* EXERCISE DESCRIPTION: Determine how many lines in the data below contain "React" and write only that number.

● ● ● ● ● ● ●

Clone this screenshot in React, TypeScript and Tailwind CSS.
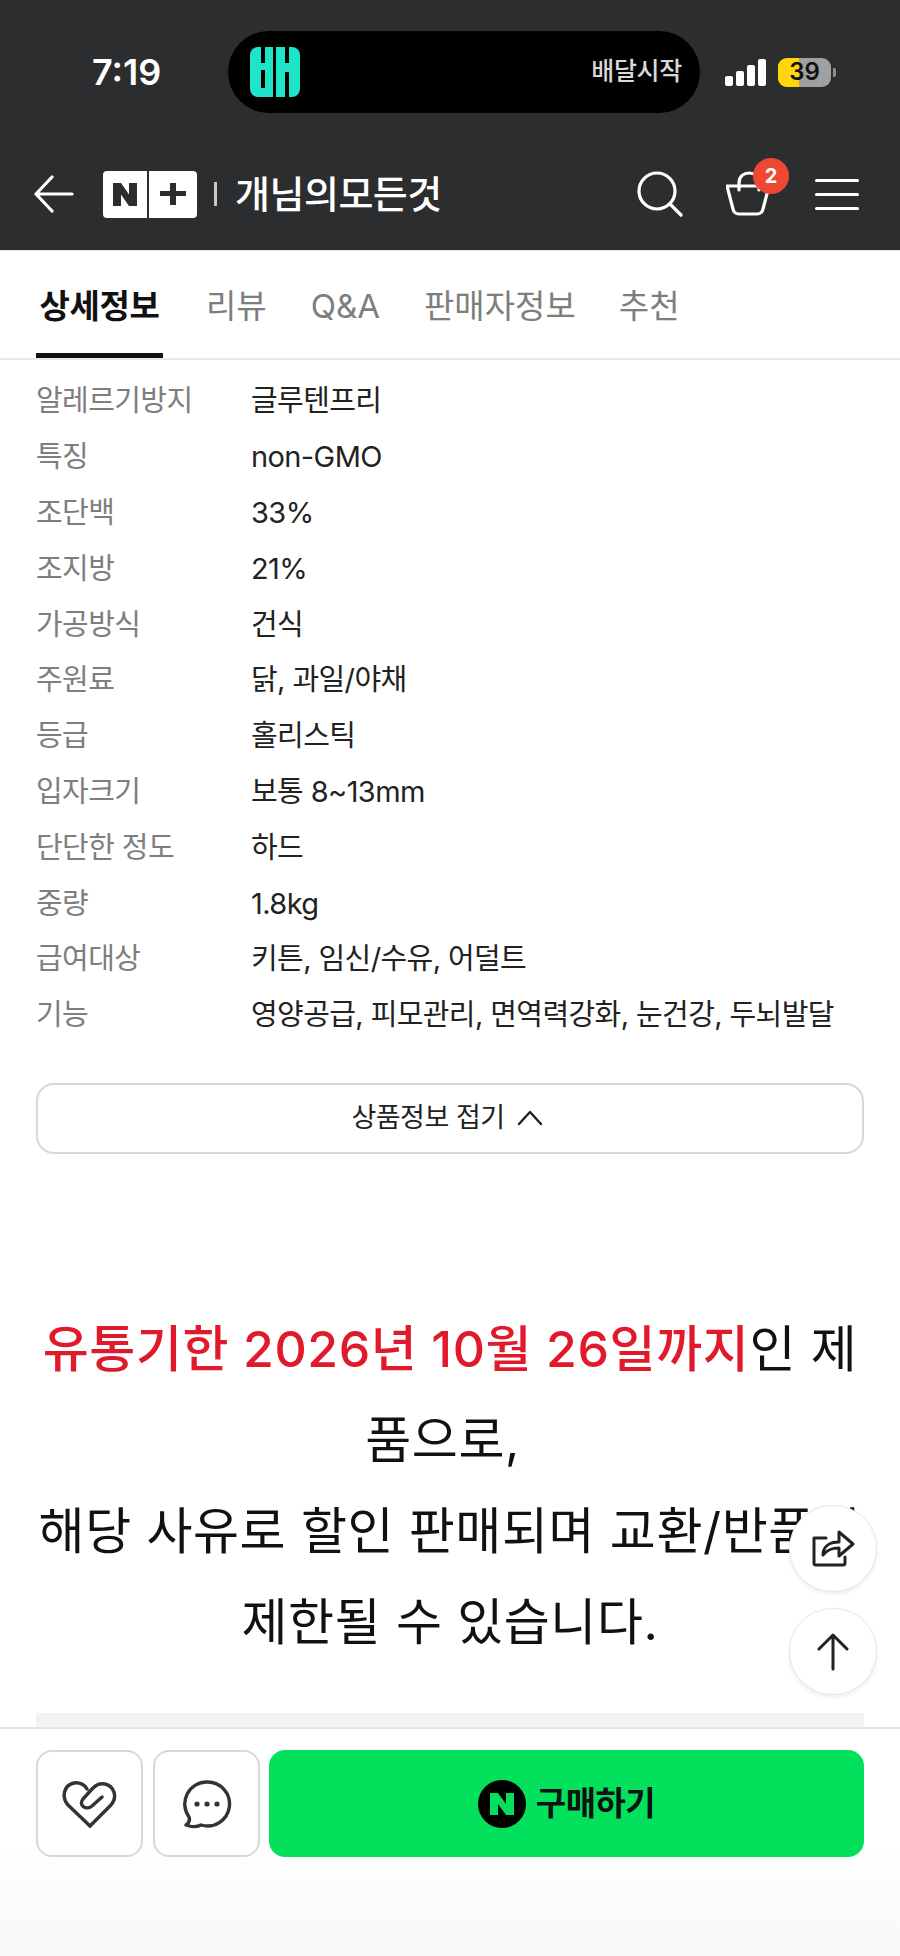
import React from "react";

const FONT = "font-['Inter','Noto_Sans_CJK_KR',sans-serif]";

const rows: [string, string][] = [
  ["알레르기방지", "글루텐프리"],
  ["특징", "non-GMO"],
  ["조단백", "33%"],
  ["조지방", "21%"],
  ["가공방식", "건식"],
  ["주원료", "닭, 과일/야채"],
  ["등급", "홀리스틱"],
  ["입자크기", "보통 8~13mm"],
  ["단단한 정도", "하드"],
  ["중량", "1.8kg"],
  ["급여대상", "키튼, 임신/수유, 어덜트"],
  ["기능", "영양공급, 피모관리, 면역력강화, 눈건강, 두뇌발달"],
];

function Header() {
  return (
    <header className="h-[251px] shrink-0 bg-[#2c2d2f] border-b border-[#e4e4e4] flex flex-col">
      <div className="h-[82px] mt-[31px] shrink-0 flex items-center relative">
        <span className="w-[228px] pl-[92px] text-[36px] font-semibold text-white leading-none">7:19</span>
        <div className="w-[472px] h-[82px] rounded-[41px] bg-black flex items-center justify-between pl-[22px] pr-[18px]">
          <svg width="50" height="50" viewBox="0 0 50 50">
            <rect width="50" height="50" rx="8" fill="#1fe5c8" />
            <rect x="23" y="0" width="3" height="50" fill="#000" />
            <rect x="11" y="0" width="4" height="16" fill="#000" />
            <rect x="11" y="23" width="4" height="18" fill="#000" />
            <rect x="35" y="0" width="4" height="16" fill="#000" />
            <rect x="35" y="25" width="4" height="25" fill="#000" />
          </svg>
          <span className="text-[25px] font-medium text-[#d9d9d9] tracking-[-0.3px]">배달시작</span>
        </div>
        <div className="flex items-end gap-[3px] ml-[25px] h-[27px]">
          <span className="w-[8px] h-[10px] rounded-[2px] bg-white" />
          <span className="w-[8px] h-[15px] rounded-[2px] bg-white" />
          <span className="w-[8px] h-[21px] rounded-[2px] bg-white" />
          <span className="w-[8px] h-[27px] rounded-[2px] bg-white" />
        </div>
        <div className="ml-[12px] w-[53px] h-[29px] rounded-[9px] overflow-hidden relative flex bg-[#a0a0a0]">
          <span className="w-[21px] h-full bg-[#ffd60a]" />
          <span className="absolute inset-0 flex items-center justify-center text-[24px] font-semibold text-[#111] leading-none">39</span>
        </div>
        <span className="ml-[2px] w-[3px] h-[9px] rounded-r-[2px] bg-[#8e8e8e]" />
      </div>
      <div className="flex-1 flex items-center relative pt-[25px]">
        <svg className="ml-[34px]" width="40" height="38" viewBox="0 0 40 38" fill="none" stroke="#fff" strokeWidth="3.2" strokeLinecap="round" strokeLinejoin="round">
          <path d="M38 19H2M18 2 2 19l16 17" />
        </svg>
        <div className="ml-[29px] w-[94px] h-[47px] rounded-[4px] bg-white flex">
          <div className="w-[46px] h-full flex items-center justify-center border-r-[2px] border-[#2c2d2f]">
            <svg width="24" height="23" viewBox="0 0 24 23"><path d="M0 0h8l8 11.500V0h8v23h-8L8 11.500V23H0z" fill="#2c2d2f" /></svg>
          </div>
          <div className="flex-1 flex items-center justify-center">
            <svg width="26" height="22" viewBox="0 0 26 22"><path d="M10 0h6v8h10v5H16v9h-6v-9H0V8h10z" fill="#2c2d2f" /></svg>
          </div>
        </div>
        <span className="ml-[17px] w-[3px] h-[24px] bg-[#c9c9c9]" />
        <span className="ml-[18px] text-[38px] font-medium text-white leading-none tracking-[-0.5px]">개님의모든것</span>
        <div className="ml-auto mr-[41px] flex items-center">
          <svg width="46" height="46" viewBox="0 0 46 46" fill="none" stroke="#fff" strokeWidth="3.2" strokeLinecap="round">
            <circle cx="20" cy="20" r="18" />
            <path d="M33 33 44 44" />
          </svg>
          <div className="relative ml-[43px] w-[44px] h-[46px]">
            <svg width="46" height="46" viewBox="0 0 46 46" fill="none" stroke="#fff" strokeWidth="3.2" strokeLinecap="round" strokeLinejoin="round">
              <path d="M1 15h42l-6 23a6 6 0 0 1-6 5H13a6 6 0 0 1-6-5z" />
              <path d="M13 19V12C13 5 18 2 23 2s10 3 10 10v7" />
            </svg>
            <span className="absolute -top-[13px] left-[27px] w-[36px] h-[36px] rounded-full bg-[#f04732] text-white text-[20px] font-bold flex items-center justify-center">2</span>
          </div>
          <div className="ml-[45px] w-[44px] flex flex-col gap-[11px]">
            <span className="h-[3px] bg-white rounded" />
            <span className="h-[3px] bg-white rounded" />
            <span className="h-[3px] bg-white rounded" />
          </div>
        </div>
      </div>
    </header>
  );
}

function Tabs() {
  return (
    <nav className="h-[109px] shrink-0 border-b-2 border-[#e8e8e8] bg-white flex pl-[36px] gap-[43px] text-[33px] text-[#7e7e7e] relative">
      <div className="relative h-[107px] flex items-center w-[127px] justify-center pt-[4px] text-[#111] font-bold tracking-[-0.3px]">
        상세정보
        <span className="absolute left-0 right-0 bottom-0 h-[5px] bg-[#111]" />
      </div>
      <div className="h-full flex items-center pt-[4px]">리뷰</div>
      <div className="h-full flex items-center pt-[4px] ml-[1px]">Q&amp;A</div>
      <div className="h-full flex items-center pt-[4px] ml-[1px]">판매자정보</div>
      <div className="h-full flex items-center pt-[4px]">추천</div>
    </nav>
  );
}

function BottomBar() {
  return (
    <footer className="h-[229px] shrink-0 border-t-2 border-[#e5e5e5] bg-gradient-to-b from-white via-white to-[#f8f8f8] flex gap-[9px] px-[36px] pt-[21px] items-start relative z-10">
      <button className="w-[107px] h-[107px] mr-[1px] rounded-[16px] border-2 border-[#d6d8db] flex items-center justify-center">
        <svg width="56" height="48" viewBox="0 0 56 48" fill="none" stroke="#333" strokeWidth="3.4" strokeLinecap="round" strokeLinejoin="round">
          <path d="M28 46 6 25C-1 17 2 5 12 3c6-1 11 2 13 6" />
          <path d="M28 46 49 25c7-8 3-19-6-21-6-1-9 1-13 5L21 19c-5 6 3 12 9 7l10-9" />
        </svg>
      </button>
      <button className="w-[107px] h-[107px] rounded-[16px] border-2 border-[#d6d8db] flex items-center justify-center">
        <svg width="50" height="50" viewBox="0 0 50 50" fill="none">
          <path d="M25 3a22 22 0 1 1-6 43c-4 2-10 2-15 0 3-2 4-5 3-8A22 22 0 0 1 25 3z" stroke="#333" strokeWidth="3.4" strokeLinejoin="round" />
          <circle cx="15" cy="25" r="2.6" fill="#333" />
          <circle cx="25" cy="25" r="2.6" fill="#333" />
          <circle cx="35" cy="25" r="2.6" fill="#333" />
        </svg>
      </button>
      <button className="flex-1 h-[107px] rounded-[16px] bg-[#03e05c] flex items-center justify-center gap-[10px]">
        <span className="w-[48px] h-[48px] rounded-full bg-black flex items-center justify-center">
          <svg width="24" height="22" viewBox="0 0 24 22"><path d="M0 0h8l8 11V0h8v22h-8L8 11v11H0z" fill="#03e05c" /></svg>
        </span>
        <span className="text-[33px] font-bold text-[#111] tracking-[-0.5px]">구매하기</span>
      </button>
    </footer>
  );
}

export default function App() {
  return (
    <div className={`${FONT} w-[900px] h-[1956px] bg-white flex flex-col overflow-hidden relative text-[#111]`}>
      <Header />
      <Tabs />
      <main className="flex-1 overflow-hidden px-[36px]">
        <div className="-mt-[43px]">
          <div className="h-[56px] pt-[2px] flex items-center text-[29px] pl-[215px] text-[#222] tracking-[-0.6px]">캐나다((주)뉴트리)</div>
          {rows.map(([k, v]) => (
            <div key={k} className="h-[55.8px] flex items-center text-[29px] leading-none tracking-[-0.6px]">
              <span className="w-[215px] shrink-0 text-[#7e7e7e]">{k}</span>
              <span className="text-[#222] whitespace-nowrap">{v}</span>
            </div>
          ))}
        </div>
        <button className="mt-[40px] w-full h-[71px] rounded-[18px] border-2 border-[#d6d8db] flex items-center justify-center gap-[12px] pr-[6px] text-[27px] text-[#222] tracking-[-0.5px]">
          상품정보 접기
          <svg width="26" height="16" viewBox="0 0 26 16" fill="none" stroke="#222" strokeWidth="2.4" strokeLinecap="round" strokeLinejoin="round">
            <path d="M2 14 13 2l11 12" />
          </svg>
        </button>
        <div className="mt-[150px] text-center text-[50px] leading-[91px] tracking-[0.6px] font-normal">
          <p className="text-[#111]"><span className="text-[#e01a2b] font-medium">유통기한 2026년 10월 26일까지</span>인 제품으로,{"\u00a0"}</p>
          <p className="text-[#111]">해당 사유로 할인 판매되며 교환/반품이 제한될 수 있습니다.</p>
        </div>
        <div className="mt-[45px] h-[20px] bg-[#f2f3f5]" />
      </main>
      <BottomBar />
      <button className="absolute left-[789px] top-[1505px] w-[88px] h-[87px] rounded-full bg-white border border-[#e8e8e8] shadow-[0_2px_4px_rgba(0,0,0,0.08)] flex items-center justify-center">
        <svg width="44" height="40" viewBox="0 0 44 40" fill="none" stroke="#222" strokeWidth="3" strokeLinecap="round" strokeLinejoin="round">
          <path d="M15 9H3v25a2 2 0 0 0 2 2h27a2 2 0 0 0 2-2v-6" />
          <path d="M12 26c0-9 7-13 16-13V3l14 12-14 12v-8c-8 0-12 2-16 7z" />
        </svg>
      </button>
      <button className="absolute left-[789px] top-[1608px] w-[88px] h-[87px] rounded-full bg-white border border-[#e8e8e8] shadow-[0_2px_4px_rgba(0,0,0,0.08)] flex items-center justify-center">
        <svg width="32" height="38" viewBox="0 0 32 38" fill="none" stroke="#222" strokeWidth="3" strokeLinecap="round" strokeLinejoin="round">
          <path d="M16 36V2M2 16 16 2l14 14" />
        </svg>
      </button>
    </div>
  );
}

● ● ● ● ● ● ●

* ANSWER BELOW: 2